After we all shared our experiences, Nancy tossed out a couple of topics to get the ball rolling. These quickly went off on tangents that were of interest to one participant or another. That was the point. Discuss the topics that are important to you as long as the conversation doesn’t stray too far from the central topic, death.
The best contributions came in the form of stories. I’m reluctant to share any of these stories because I don’t feel that they are mine to share. What I will say is that each story and the tone of the conversation in general was delivered with a high level of positivity. The participants weren’t there looking for allies in their battle against death, they were there to understand it, to change their relationship with it. This takes courage. To understand death, you have to accept the reality that it will eventually take us all. That courage is contagious and it grows stronger when shared.
One of the questions I asked was why there were no other men in the conversation. One of the things we found during 10.10.10 is that men seem to struggle with the taboo more than women. The group quickly came to the defense of men saying that there were normally plenty of men that contribute. They blamed Father’s Day. I’m sure that was part of it but I was not convinced. Women give us the benefit of the doubt thinking we don’t disproportionally struggle with it. I shared a stat that we collected from UC Health’s portal that offered the ability to put your advanced directives right into their health exchange. When we looked at the data, it showed that of the participants that used it, 70% were women. That seems statistically significant.

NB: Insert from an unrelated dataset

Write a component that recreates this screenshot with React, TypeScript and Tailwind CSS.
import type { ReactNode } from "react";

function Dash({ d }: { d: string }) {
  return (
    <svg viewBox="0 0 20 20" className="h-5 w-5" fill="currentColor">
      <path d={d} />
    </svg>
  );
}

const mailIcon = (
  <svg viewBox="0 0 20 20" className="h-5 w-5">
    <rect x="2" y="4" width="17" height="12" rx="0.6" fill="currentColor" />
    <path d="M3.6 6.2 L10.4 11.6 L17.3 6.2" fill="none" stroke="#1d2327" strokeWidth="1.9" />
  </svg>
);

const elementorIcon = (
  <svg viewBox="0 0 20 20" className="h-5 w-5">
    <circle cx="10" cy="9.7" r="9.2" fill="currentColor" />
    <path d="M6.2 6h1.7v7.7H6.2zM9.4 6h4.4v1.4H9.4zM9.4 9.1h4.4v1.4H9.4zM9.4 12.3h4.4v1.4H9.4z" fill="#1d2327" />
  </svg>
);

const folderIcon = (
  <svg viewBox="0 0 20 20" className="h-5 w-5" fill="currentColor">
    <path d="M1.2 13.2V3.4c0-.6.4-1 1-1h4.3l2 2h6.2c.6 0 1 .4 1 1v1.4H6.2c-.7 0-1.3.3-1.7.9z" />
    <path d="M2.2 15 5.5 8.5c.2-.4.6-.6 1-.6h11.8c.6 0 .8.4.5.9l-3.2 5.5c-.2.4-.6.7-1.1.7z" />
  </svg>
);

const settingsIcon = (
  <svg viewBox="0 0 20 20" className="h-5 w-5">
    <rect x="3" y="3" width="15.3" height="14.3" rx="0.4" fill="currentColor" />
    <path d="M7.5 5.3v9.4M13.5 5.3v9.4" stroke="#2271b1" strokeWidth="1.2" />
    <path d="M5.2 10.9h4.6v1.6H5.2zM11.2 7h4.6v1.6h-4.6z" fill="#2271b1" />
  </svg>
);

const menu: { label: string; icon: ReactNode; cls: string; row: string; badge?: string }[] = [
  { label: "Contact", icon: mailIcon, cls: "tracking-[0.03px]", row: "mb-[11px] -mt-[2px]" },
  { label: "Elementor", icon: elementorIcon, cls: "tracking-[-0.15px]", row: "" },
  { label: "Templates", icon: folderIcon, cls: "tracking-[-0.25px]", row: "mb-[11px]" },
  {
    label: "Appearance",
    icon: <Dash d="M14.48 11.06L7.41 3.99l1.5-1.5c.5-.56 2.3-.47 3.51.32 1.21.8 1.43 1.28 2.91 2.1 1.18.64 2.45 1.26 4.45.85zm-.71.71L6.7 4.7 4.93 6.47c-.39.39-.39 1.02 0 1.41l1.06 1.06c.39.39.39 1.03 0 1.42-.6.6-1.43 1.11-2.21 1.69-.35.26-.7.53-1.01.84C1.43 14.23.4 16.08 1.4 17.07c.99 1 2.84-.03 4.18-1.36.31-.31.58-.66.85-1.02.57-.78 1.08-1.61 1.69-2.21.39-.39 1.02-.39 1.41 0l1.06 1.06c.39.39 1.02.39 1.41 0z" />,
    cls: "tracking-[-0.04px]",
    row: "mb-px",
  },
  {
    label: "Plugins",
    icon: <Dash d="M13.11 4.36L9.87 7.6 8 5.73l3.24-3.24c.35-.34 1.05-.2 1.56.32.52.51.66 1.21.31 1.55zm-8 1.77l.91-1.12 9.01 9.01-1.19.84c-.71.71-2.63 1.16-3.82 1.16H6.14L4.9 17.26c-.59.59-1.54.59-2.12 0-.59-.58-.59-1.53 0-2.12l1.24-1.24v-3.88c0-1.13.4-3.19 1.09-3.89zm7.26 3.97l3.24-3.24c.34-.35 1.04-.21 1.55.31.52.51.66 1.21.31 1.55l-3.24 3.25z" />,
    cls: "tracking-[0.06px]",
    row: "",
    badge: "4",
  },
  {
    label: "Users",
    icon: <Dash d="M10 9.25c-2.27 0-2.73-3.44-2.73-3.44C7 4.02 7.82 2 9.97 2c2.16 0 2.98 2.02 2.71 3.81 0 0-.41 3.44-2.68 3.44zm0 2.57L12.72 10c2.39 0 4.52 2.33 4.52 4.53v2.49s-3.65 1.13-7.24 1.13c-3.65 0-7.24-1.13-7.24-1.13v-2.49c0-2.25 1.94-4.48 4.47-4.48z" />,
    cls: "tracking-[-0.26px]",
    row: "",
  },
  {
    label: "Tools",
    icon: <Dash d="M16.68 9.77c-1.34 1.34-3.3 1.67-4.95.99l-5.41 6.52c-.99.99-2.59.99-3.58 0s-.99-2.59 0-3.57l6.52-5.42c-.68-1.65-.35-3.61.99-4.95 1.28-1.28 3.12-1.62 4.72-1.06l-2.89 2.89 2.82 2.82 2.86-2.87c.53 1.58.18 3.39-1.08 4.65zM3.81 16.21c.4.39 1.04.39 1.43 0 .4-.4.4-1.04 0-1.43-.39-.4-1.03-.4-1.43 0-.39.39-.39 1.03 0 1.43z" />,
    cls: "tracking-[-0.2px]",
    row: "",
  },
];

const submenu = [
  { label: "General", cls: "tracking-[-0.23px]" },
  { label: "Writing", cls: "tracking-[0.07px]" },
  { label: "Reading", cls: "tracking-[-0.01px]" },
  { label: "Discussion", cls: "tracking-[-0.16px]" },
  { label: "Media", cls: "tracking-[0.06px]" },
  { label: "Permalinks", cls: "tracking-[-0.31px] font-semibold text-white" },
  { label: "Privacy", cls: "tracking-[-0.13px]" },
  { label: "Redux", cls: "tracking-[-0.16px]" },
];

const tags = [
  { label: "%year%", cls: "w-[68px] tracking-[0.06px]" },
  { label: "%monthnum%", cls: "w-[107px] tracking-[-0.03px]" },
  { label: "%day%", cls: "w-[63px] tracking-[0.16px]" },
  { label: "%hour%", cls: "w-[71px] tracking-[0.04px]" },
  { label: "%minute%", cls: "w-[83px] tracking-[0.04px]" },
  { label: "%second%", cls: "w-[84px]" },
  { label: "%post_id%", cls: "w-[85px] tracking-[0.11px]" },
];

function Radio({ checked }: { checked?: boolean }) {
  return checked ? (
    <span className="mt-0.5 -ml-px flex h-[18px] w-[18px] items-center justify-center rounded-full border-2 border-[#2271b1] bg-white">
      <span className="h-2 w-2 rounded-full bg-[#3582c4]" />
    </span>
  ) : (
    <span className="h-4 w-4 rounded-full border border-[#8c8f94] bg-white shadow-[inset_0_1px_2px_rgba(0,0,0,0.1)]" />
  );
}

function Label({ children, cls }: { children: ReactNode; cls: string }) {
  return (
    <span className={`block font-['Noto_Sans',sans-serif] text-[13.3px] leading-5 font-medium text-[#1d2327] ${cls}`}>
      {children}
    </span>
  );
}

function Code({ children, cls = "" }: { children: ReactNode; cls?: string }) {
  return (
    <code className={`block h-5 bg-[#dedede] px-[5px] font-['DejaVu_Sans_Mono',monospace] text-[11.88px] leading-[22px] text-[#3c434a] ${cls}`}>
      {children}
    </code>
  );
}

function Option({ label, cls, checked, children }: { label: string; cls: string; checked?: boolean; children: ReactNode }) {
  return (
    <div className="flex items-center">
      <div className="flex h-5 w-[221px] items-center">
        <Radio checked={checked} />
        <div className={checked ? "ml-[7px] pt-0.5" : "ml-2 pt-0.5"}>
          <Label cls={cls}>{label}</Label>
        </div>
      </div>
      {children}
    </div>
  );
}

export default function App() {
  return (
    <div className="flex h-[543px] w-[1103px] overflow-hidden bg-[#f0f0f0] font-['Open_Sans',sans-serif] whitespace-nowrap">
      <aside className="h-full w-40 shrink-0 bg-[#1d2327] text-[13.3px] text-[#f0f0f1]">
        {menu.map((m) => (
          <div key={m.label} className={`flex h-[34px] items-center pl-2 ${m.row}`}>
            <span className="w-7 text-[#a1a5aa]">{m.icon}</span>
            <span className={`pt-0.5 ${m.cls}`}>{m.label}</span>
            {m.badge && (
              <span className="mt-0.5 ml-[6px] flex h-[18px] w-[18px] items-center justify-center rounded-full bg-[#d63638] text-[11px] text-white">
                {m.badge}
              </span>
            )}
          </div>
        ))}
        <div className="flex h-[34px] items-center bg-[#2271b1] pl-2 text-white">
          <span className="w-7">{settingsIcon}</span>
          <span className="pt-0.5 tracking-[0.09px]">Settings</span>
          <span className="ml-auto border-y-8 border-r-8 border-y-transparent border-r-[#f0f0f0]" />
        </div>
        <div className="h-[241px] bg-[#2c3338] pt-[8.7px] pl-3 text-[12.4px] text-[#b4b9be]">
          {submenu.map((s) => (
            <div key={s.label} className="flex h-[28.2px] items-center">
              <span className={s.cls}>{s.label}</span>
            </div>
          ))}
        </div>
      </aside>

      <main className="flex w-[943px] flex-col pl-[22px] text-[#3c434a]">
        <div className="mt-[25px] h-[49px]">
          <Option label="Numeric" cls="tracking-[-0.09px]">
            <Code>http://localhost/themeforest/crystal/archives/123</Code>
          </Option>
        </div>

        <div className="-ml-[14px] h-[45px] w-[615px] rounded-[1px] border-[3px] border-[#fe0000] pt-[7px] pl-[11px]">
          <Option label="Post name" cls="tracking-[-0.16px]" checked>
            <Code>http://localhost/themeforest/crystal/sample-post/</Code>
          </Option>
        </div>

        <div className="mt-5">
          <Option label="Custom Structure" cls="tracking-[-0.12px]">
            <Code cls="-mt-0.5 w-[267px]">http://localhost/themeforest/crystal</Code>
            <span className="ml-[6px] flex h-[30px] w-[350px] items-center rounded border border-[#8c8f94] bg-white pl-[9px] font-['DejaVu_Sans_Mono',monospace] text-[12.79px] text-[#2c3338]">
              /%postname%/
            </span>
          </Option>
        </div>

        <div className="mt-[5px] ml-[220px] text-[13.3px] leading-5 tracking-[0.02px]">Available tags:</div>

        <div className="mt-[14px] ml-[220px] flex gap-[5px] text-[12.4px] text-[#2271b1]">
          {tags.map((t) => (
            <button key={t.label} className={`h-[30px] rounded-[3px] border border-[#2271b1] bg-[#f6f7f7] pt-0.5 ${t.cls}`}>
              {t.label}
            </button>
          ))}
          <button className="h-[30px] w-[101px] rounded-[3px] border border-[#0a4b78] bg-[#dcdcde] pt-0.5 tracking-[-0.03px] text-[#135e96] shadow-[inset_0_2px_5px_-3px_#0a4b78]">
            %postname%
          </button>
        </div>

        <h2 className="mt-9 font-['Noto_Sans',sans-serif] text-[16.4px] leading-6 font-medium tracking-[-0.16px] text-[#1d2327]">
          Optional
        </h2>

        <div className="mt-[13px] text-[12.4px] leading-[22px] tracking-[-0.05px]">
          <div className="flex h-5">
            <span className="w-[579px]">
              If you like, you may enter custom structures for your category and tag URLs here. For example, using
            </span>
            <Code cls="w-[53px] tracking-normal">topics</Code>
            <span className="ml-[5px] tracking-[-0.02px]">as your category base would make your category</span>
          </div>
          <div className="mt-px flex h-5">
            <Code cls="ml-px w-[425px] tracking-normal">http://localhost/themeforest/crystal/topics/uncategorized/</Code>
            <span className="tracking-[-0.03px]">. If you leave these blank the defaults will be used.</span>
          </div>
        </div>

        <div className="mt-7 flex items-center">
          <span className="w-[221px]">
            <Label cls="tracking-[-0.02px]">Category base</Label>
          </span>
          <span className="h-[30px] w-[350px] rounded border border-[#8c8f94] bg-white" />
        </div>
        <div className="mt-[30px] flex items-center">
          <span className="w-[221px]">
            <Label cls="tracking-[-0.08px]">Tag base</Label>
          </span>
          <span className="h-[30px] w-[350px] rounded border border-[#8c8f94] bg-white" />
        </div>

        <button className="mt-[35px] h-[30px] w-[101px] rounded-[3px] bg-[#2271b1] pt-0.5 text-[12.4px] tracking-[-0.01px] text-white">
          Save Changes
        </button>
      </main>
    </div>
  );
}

After that stat, the group tackled the subject with gusto. The prevailing theory was that since men were historically the warriors of society, they had a different taboo on death than women. It was almost as if talking about it brought its attention to you or lowered your confidence when in a tight situation. Thinking about death while going into battle is not a great idea. The warrior culture teaches invulnerability as long as you follow your training. This brainwashing, however well intentioned, is what allows soldiers to take that hill or hold the field against superior numbers. The group was optimistic that as our culture changed so did the gender inequalities around talking about death. They had a ton of stories to back that optimism up. Again, these stories made the conversation a lot of fun.
When the hour and a half was up, I was disappointed. We could have easily gone for another hour. Nancy was a great mediator though and she brought us back to the topic and closed by asking us what our biggest takeaway was from the experience. There were a lot of great ones. My takeaway was that the conversation around death wasn’t intimidating at all once it started. Starting it was the hard part. I was shocked by how engaged I was and how much fun I had.
I will definitely be back. I highly recommend you look up the local death café in your area and go participate. It’s worth it.